STATED TASK => Your task is to copy the listing exactly, with the pictures left out.

— start of DATA SHOWN —

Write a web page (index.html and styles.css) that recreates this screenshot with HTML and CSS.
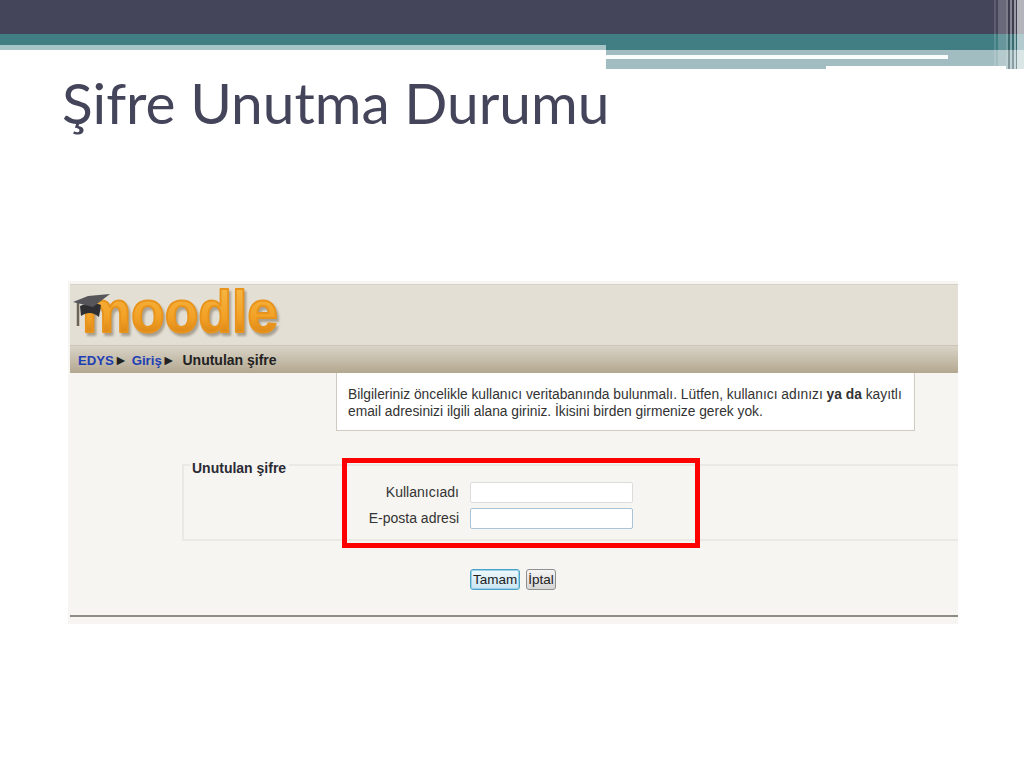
FILE: index.html
```html
<!DOCTYPE html>
<html lang="tr">
<head>
<meta charset="utf-8">
<title>Şifre Unutma Durumu</title>
<link rel="stylesheet" href="styles.css">
</head>
<body>
<svg class="top-art" width="1024" height="70" viewBox="0 0 1024 70" aria-hidden="true">
  <rect x="0" y="0" width="1024" height="34" fill="#44445a"/>
  <rect x="0" y="34" width="1024" height="16" fill="#417e84"/>
  <rect x="0" y="45" width="606" height="5" fill="#a8c4c8"/>
  <rect x="606" y="50" width="418" height="19" fill="#a2bdc1"/>
  <rect x="606" y="55" width="342" height="4" fill="#fbfdfd"/>
  <rect x="826" y="66" width="180" height="4" fill="#ffffff"/>
  <rect x="994" y="0" width="2" height="69" fill="#fff" opacity=".14"/>
  <rect x="998" y="0" width="8" height="69" fill="#fff" opacity=".2"/>
  <rect x="1006" y="0" width="2" height="69" fill="#fff" opacity=".3"/>
  <rect x="1008" y="0" width="2" height="69" fill="#222" opacity=".25"/>
  <rect x="1010" y="0" width="2" height="69" fill="#fff" opacity=".35"/>
  <rect x="1012" y="0" width="2" height="69" fill="#222" opacity=".2"/>
  <rect x="1014" y="0" width="2" height="69" fill="#fff" opacity=".45"/>
  <rect x="1016" y="0" width="1" height="69" fill="#222" opacity=".25"/>
  <rect x="1017" y="0" width="7" height="69" fill="#fff" opacity=".6"/>
</svg>
<h1 class="title">Şifre Unutma Durumu</h1>
<main class="shot">
  <header class="logo-bar">
    <svg class="logo" width="270" height="60" viewBox="0 0 270 60" aria-label="moodle logo">
      <defs>
        <linearGradient id="og" x1="0" y1="0" x2="0" y2="1">
          <stop offset="0" stop-color="#f8bd4c"/>
          <stop offset=".6" stop-color="#f2a025"/>
          <stop offset="1" stop-color="#c9740e"/>
        </linearGradient>
      </defs>
      <text class="logo-text" x="12" y="47" textLength="196" lengthAdjust="spacingAndGlyphs" fill="url(#og)">moodle</text>
      <path d="M8 17 V41" stroke="#6b6356" stroke-width="2.5" fill="none"/>
      <path d="M10 21 C18 18 25 18 31 20 L29 32 C23 27 17 27 11 31 Z" fill="#2f2e31"/>
      <path d="M3 17 L18 11 L40 9 L23 22 Z" fill="#56565a"/>
    </svg>
  </header>
  <nav class="crumbs">
    <a class="crumb-link">EDYS</a><span class="arrow">►</span>
    <a class="crumb-link">Giriş</a><span class="arrow">►</span>
    <span class="crumb-here">Unutulan şifre</span>
  </nav>
  <section class="content">
    <p class="notice">Bilgileriniz öncelikle kullanıcı veritabanında bulunmalı. Lütfen, kullanıcı adınızı <b>ya da</b> kayıtlı email adresinizi ilgili alana giriniz. İkisini birden girmenize gerek yok.</p>
    <fieldset class="group">
      <legend class="group-title">Unutulan şifre</legend>
      <div class="row"><label class="row-label">Kullanıcıadı</label><input class="field" type="text"></div>
      <div class="row"><label class="row-label">E-posta adresi</label><input class="field field-active" type="text"></div>
      <div class="highlight"></div>
    </fieldset>
    <div class="actions">
      <button class="btn btn-default" type="button">Tamam</button>
      <button class="btn" type="button">İptal</button>
    </div>
  </section>
  <div class="rule"></div>
</main>
</body>
</html>
```
FILE: styles.css
```css
* { box-sizing: border-box; }
html, body { margin: 0; padding: 0; }
body { width: 1024px; height: 768px; overflow: hidden; background: #fff; font-family: "Liberation Sans", Arial, sans-serif; }
.top-art { display: block; }
.title { margin: 0; padding-left: 62px; height: 211px; font: 400 56.8px/64px Lato, sans-serif; color: #44445a; }
.shot { margin-left: 68px; width: 890px; height: 343px; background: #f7f5f1; padding-top: 3px; }
.logo-bar { margin-left: 2px; height: 61px; background: #e3dfd5; border-top: 1px solid #d5d1c6; }
.logo { display: block; }
.logo-text { font: 700 60px "Liberation Sans", sans-serif; stroke: #e8941c; stroke-width: 2; stroke-linejoin: round; filter: drop-shadow(2px 3px 1px rgba(120, 110, 90, .55)); }
.crumbs { margin-left: 2px; height: 28px; padding: 6px 0 0 8px; font-size: 14px; line-height: 16px; font-weight: 700; background: linear-gradient(#d9d4c8, #b3a78f); border-top: 1px solid #c9c4b6; white-space: nowrap; }
.crumb-link { color: #1e3fb4; font-size: 13.2px; }
.arrow { color: #222; font-size: 14px; }
.crumb-here { color: #222; margin-left: 3px; }
.content { padding-left: 114px; height: 242px; }
.notice { margin: 0 0 0 154px; width: 579px; height: 58px; padding: 13px 10px 0 11px; background: #fff; border: 1px solid #cfcbc0; border-top: 0; font-size: 13.8px; line-height: 17px; color: #333; }
.group { position: relative; margin: 23px 0 0; padding: 3px 0 0 0; width: 776px; height: 87px; border: 2px solid #ebe9e4; border-right: 0; }
.group-title { margin-left: 6px; padding: 6px 3px 0 2px; font-size: 14px; line-height: 16px; font-weight: 700; color: #2a2a35; }
.row { display: flex; align-items: center; height: 26px; }
.row-label { width: 286px; padding-right: 11px; text-align: right; font-size: 14px; color: #333; }
.field { width: 163px; height: 21px; padding: 0; background: #fff; border: 1px solid #dcdcdc; border-radius: 2px; }
.field-active { border-color: #a9c3d8; }
.highlight { position: absolute; left: 158px; top: -18px; width: 358px; height: 90px; border: 5px solid #fe0000; }
.actions { display: flex; gap: 6px; margin: 28px 0 0 288px; }
.btn { height: 21px; padding: 0 1px; font: 13.5px/17px "Liberation Sans", Arial, sans-serif; color: #222; background: linear-gradient(#f4f4f4, #d6d6d6); border: 1px solid #8f8f8f; border-radius: 3px; }
.btn-default { padding: 0 2px; border-color: #4ca3c9; background: linear-gradient(#eef8fc, #c9e6f2); box-shadow: 0 0 0 1px #9bd0e6 inset; }
.rule { margin-left: 2px; height: 2px; background: #8f8c84; }
```
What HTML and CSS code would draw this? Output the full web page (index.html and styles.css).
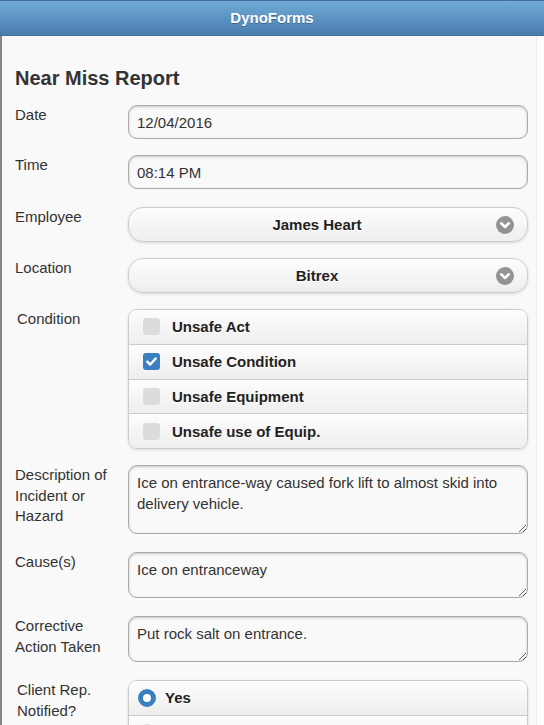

— end of DATA SHOWN —

SOLUTION TO THE EXERCISE =>
Write a web page (index.html and styles.css) that recreates this screenshot with HTML and CSS.
FILE: index.html
```html
<!DOCTYPE html>
<html lang="tr">
<head>
<meta charset="utf-8">
<title>Şifre Unutma Durumu</title>
<link rel="stylesheet" href="styles.css">
</head>
<body>
<svg class="top-art" width="1024" height="70" viewBox="0 0 1024 70" aria-hidden="true">
  <rect x="0" y="0" width="1024" height="34" fill="#44445a"/>
  <rect x="0" y="34" width="1024" height="16" fill="#417e84"/>
  <rect x="0" y="45" width="606" height="5" fill="#a8c4c8"/>
  <rect x="606" y="50" width="418" height="19" fill="#a2bdc1"/>
  <rect x="606" y="55" width="342" height="4" fill="#fbfdfd"/>
  <rect x="826" y="66" width="180" height="4" fill="#ffffff"/>
  <rect x="994" y="0" width="2" height="69" fill="#fff" opacity=".14"/>
  <rect x="998" y="0" width="8" height="69" fill="#fff" opacity=".2"/>
  <rect x="1006" y="0" width="2" height="69" fill="#fff" opacity=".3"/>
  <rect x="1008" y="0" width="2" height="69" fill="#222" opacity=".25"/>
  <rect x="1010" y="0" width="2" height="69" fill="#fff" opacity=".35"/>
  <rect x="1012" y="0" width="2" height="69" fill="#222" opacity=".2"/>
  <rect x="1014" y="0" width="2" height="69" fill="#fff" opacity=".45"/>
  <rect x="1016" y="0" width="1" height="69" fill="#222" opacity=".25"/>
  <rect x="1017" y="0" width="7" height="69" fill="#fff" opacity=".6"/>
</svg>
<h1 class="title">Şifre Unutma Durumu</h1>
<main class="shot">
  <header class="logo-bar">
    <svg class="logo" width="270" height="60" viewBox="0 0 270 60" aria-label="moodle logo">
      <defs>
        <linearGradient id="og" x1="0" y1="0" x2="0" y2="1">
          <stop offset="0" stop-color="#f8bd4c"/>
          <stop offset=".6" stop-color="#f2a025"/>
          <stop offset="1" stop-color="#c9740e"/>
        </linearGradient>
      </defs>
      <text class="logo-text" x="12" y="47" textLength="196" lengthAdjust="spacingAndGlyphs" fill="url(#og)">moodle</text>
      <path d="M8 17 V41" stroke="#6b6356" stroke-width="2.5" fill="none"/>
      <path d="M10 21 C18 18 25 18 31 20 L29 32 C23 27 17 27 11 31 Z" fill="#2f2e31"/>
      <path d="M3 17 L18 11 L40 9 L23 22 Z" fill="#56565a"/>
    </svg>
  </header>
  <nav class="crumbs">
    <a class="crumb-link">EDYS</a><span class="arrow">►</span>
    <a class="crumb-link">Giriş</a><span class="arrow">►</span>
    <span class="crumb-here">Unutulan şifre</span>
  </nav>
  <section class="content">
    <p class="notice">Bilgileriniz öncelikle kullanıcı veritabanında bulunmalı. Lütfen, kullanıcı adınızı <b>ya da</b> kayıtlı email adresinizi ilgili alana giriniz. İkisini birden girmenize gerek yok.</p>
    <fieldset class="group">
      <legend class="group-title">Unutulan şifre</legend>
      <div class="row"><label class="row-label">Kullanıcıadı</label><input class="field" type="text"></div>
      <div class="row"><label class="row-label">E-posta adresi</label><input class="field field-active" type="text"></div>
      <div class="highlight"></div>
    </fieldset>
    <div class="actions">
      <button class="btn btn-default" type="button">Tamam</button>
      <button class="btn" type="button">İptal</button>
    </div>
  </section>
  <div class="rule"></div>
</main>
</body>
</html>
```
FILE: styles.css
```css
* { box-sizing: border-box; }
html, body { margin: 0; padding: 0; }
body { width: 1024px; height: 768px; overflow: hidden; background: #fff; font-family: "Liberation Sans", Arial, sans-serif; }
.top-art { display: block; }
.title { margin: 0; padding-left: 62px; height: 211px; font: 400 56.8px/64px Lato, sans-serif; color: #44445a; }
.shot { margin-left: 68px; width: 890px; height: 343px; background: #f7f5f1; padding-top: 3px; }
.logo-bar { margin-left: 2px; height: 61px; background: #e3dfd5; border-top: 1px solid #d5d1c6; }
.logo { display: block; }
.logo-text { font: 700 60px "Liberation Sans", sans-serif; stroke: #e8941c; stroke-width: 2; stroke-linejoin: round; filter: drop-shadow(2px 3px 1px rgba(120, 110, 90, .55)); }
.crumbs { margin-left: 2px; height: 28px; padding: 6px 0 0 8px; font-size: 14px; line-height: 16px; font-weight: 700; background: linear-gradient(#d9d4c8, #b3a78f); border-top: 1px solid #c9c4b6; white-space: nowrap; }
.crumb-link { color: #1e3fb4; font-size: 13.2px; }
.arrow { color: #222; font-size: 14px; }
.crumb-here { color: #222; margin-left: 3px; }
.content { padding-left: 114px; height: 242px; }
.notice { margin: 0 0 0 154px; width: 579px; height: 58px; padding: 13px 10px 0 11px; background: #fff; border: 1px solid #cfcbc0; border-top: 0; font-size: 13.8px; line-height: 17px; color: #333; }
.group { position: relative; margin: 23px 0 0; padding: 3px 0 0 0; width: 776px; height: 87px; border: 2px solid #ebe9e4; border-right: 0; }
.group-title { margin-left: 6px; padding: 6px 3px 0 2px; font-size: 14px; line-height: 16px; font-weight: 700; color: #2a2a35; }
.row { display: flex; align-items: center; height: 26px; }
.row-label { width: 286px; padding-right: 11px; text-align: right; font-size: 14px; color: #333; }
.field { width: 163px; height: 21px; padding: 0; background: #fff; border: 1px solid #dcdcdc; border-radius: 2px; }
.field-active { border-color: #a9c3d8; }
.highlight { position: absolute; left: 158px; top: -18px; width: 358px; height: 90px; border: 5px solid #fe0000; }
.actions { display: flex; gap: 6px; margin: 28px 0 0 288px; }
.btn { height: 21px; padding: 0 1px; font: 13.5px/17px "Liberation Sans", Arial, sans-serif; color: #222; background: linear-gradient(#f4f4f4, #d6d6d6); border: 1px solid #8f8f8f; border-radius: 3px; }
.btn-default { padding: 0 2px; border-color: #4ca3c9; background: linear-gradient(#eef8fc, #c9e6f2); box-shadow: 0 0 0 1px #9bd0e6 inset; }
.rule { margin-left: 2px; height: 2px; background: #8f8c84; }
```
What HTML and CSS code would draw this? Output the full web page (index.html and styles.css).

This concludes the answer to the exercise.